President Joko visited the bombing site on Thursday evening.
URGENT NEED TO CATCH UP
If we compare with other nations, they have laws that allow the authorities to prevent (attacks) before they happen.
PRESIDENT JOKO WIDODO, on how Indonesia is lagging behind other nations in terms of anti-terror laws.
"If we compare with other nations, they have laws that allow the authorities to prevent (attacks) before they happen," Mr Joko said, adding that he had ordered the coordinating political, legal and security affairs minister Wiranto to expedite the push for the anti-terror Bill in Parliament.
Mr Joko said in a statement late on Thursday: "I emphasise once again that there's no place in our country, our home land, for terrorism."

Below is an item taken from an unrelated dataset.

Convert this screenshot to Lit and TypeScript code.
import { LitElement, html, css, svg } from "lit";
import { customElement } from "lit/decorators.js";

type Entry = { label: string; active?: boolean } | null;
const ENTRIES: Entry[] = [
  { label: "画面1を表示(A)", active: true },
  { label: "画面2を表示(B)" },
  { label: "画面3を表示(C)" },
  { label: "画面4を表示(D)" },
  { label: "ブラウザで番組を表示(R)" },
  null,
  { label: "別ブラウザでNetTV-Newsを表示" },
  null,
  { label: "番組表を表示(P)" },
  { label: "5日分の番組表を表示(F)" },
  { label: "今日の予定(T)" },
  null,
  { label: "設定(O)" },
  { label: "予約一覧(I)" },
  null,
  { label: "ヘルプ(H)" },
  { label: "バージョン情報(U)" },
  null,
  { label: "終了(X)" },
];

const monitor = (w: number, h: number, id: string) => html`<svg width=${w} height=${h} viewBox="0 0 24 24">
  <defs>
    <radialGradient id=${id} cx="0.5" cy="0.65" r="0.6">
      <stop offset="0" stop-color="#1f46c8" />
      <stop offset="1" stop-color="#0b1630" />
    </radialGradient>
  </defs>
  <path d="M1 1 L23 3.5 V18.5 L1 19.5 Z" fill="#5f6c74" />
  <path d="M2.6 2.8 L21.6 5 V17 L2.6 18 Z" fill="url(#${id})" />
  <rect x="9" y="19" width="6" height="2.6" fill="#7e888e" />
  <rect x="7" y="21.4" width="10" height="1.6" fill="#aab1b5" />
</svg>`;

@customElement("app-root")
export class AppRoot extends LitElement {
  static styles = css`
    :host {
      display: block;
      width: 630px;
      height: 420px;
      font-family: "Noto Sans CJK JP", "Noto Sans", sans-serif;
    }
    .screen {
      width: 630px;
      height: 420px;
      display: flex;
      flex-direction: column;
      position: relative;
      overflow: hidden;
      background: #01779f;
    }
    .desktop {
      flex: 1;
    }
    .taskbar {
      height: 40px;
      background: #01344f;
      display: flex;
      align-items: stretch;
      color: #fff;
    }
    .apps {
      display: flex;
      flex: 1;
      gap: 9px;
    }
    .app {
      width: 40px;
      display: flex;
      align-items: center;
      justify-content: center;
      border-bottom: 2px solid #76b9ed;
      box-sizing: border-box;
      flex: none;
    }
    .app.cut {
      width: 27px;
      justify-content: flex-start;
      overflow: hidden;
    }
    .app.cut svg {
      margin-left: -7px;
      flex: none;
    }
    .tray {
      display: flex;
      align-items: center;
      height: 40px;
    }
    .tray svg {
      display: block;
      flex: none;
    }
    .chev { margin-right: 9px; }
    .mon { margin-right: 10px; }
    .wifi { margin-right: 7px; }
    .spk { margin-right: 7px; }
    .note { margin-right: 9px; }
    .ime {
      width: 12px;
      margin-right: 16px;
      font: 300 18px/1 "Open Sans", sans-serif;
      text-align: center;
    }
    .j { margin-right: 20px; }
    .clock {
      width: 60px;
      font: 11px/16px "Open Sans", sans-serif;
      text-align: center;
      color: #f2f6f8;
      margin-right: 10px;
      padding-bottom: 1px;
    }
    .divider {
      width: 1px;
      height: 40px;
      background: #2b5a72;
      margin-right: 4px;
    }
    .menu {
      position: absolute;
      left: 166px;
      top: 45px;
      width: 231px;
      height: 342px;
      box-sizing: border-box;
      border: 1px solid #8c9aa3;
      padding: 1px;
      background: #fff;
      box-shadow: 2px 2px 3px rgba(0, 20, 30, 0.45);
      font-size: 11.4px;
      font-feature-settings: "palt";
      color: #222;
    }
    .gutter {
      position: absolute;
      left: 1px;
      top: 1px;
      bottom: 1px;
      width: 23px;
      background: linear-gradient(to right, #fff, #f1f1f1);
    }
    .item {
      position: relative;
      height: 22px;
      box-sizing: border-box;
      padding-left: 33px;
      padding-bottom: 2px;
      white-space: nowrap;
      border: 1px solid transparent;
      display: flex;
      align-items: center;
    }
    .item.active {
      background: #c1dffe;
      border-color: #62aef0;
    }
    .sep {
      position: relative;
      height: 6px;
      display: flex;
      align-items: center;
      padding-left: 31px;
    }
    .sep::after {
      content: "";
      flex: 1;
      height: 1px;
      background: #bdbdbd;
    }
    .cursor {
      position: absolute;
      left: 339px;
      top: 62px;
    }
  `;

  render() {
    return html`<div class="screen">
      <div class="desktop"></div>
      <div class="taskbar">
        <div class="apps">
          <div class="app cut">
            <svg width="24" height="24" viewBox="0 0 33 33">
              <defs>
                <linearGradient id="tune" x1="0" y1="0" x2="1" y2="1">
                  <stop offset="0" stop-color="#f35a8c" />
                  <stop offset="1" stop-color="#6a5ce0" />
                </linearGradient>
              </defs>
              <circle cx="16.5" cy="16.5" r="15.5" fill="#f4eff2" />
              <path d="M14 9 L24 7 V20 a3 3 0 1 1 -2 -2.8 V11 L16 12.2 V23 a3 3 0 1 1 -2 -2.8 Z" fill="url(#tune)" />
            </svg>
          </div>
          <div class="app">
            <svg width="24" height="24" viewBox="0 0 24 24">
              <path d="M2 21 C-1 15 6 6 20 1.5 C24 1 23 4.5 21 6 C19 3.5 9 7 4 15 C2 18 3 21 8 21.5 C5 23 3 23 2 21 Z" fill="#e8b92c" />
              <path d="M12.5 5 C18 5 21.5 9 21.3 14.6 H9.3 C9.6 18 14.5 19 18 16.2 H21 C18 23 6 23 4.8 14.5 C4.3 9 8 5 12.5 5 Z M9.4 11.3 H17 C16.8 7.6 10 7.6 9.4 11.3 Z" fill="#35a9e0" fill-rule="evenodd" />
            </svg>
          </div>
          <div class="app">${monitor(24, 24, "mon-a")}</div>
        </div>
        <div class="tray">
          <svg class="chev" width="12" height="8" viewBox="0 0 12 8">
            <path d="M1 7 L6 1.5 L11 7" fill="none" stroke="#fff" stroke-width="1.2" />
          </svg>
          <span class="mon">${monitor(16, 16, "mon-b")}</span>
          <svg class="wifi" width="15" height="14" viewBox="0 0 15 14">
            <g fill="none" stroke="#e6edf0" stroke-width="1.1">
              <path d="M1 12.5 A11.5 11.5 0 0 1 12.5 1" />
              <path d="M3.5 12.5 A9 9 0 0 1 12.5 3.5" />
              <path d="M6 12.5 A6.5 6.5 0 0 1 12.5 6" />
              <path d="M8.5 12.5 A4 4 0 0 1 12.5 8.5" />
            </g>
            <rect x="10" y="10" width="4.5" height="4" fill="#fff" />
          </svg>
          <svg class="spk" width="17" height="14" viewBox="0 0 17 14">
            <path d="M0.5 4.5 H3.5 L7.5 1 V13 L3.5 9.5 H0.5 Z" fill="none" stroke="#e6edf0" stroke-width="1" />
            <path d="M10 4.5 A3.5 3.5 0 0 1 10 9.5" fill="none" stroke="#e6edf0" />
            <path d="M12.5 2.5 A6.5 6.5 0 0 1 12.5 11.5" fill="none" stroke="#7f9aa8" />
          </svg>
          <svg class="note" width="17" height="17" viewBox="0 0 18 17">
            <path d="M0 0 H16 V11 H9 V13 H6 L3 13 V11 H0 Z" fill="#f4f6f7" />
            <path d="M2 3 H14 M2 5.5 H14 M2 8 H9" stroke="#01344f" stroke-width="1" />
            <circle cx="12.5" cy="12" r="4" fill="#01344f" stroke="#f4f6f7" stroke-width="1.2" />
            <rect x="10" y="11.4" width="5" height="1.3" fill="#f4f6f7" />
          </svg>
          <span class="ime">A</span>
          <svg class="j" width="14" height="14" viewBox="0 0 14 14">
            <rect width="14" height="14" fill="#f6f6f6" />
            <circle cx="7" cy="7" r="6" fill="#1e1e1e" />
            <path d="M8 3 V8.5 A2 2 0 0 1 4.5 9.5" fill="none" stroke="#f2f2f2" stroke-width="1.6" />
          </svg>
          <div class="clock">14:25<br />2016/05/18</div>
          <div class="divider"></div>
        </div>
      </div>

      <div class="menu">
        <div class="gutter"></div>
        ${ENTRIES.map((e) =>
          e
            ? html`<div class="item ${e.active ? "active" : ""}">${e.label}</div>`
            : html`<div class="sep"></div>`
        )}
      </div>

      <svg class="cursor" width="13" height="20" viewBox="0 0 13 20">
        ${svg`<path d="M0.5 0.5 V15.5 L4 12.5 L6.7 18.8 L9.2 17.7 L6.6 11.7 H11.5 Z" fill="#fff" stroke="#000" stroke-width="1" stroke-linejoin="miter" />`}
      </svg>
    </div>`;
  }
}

National police chief Tito Karnavia yesterday named the two suicide bombers responsible for the Wednesday night attack in East Jakarta.
The first suicide bomber was identified as Ichwan Nurul Salam, a 34-year-old man from Bandung, while the second one is Ahmad Sukri, General Tito told a media briefing late yesterday.
He said they were members of the Jemaah Ansharut Daulah (JAD) of the Bandung Raya in West Java.
This is part of a terror network supervised by Bachrun Naim, an Indonesian militant who has lived in Raqqa, Syria, to fight with terror group Islamic State in Iraq and Syria.
Ahmad Sukri, a colleague of Jajang, worked as an administrative staff member at Darul Anshor, a police source told The Straits Times.
A preliminary investigation had previously pointed to Jajang as the second suicide bomber.
Ichwan detonated his bomb first and was followed by Ahmad, who placed a pressure cooker in his backpack.
The bomb had ball bearings and disassembled small scissors, among other things, to maximise the destructive impact, Gen Tito said.
"They have improved in their skills to make bombs and to avoid detection by police and the intelligence officers," the general said, adding that previous members of their network had tried launching similar attacks several times but the bombs either went off prematurely or failed to go off.
"They have tried a couple of times, in West Java, East Java and were not successful, and they learnt... from those experiences," he said.
The government last year proposed several changes to the existing anti-terrorism law, mainly to expand police powers in counter-terrorism for better prevention, after a brazen attack by four Indonesian militants loyal to ISIS in Jakarta in January that year.